Была в "Правде" передовица, в которой говорилось, что на полках гниют 400 тысяч изобретений, получивших признание и авторские свидетельства. А я всего лишь об одном! От чистого сердца говорил. И, странным образом, такова, видно, сила уверенности в правоте, зал встал на мою сторону. Аплодировали отчаянно. Настойчиво, громко. И несколько раз, когда председатель взывал, пытаясь остановить меня ввиду истечения регламента, из зала кричали: "Продлить!" - и председатель сдавался. Я проговорил раза в три больше, чем положено. Кончилось тем, что объявили перерыв до следующего дня. Как я понял по поведению некоторых писателей, настроенных ко мне враждебно, что перерыв был сделан для того, чтобы те, которые в этот день молчали, могли перестроить свои ряды для нападения. Большая группа, в том числе Алексей Сурков, Василий Смирнов и еще кто-то, бегала куда-то, в ЦК, что ли, пугать, верно. Кого же слушать, как не маститых... Кого, как не писателей, имеющих за свой труд ордена... Вот они все приехали туда и хором что-то на меня наговорили. И после этого на следующий день, когда возобновилось заседание, с первых же слов услышал я треск крыльев тех самых "гладоно-сных насекомых", о которых писал Карамзин. Меня начали колотить. Отчаянно, не выбирая слов, забыв о писательской интеллигентности.
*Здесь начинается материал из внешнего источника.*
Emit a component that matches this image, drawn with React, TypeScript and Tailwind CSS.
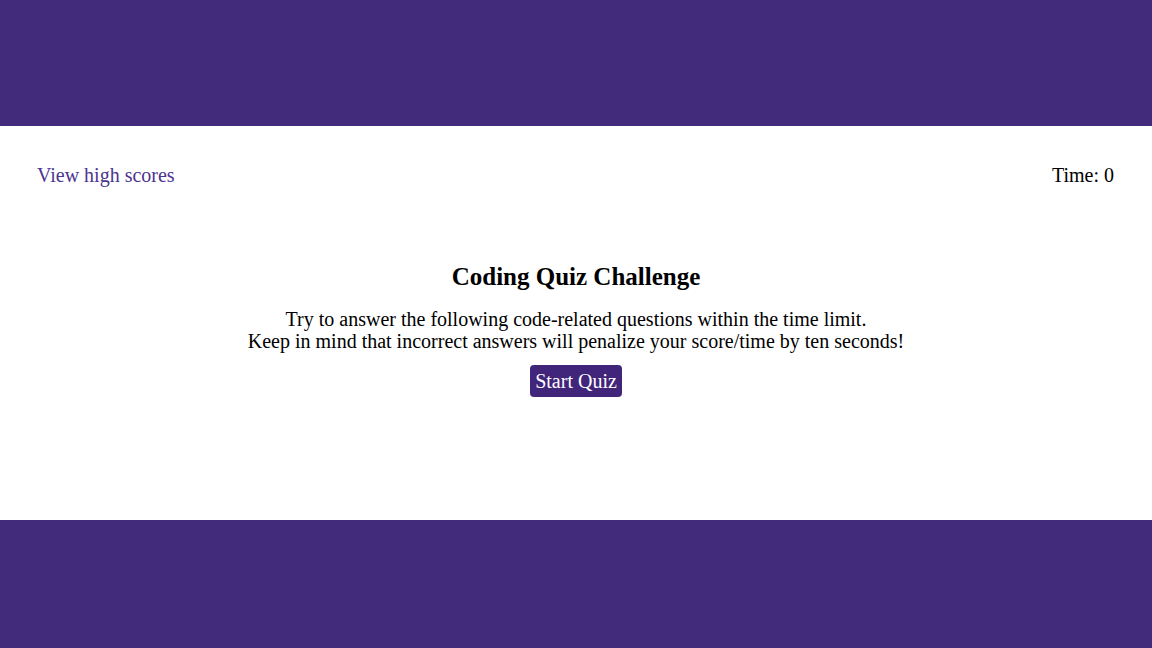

Расскажу о некоторых, наиболее ярких выступлениях. Выступила Галина Серебрякова, только что вернувшаяся из лагерей. Она прямо плясала на трибуне, рвала гипюр на груди и кричала, что этот Дудинцев...! Вот я, говорит, я была там! Вот у меня здесь, смотрите, следы, что они там со мной делали! А я все время думала: спасибо дорогому товарищу Сталину, спасибо партии, что послала меня на эти страшные испытания, дала мне возможность проверить свои убеждения! Прямо Иов в юбке! Правда, не совсем точно, потому что Иов все время роптал, а тут негатив Иова: ей было послано испытание, она выстояла, а этот Дудинцев, который ничего подобного не испытал, смотрите, как он страшно замахнулся на наше святое! (Но ведь этого не было! Если я замахнулся на святое, то почему роман потом трижды переиздавали массовым тиражом, и сейчас люди говорят: ну что там, какая критичность!) Вот так она говорила.
Вышла на трибуну Прилежаева, детская писательница. И она тоже кричала отчаянным криком. Говорила, что если бы к нам пришли американцы, они бы всех нас перевешали, а вот Дудинцева посадили бы в Москве мэром!
И еще выступало много писателей. Под конец вышел Симонов. Да, Симонов вышел на трибуну - с достоинством. Я думал, что он заступится - самое было время поднять затоптанного - он заговорил и начал меня бить пуще остальных. Он говорил: "Я допустил ошибку... передоверился... я легкомысленно подумал, что это наш, советский писатель, утратил бдительность, которая должна быть у главного редактора! И он этим воспользовался и протащил свое очернительское, страшное произведение... Я готов нести ответственность!" И тут я потерял сознание.
В армии, на фронте, будучи ранен, я несколько раз терял сознание. Но там была причина - физическая. А здесь вот она - классическая потеря сознания. И мир для меня исчез... Потом я открыл глаза и вижу, что я лежу и мне несут воду.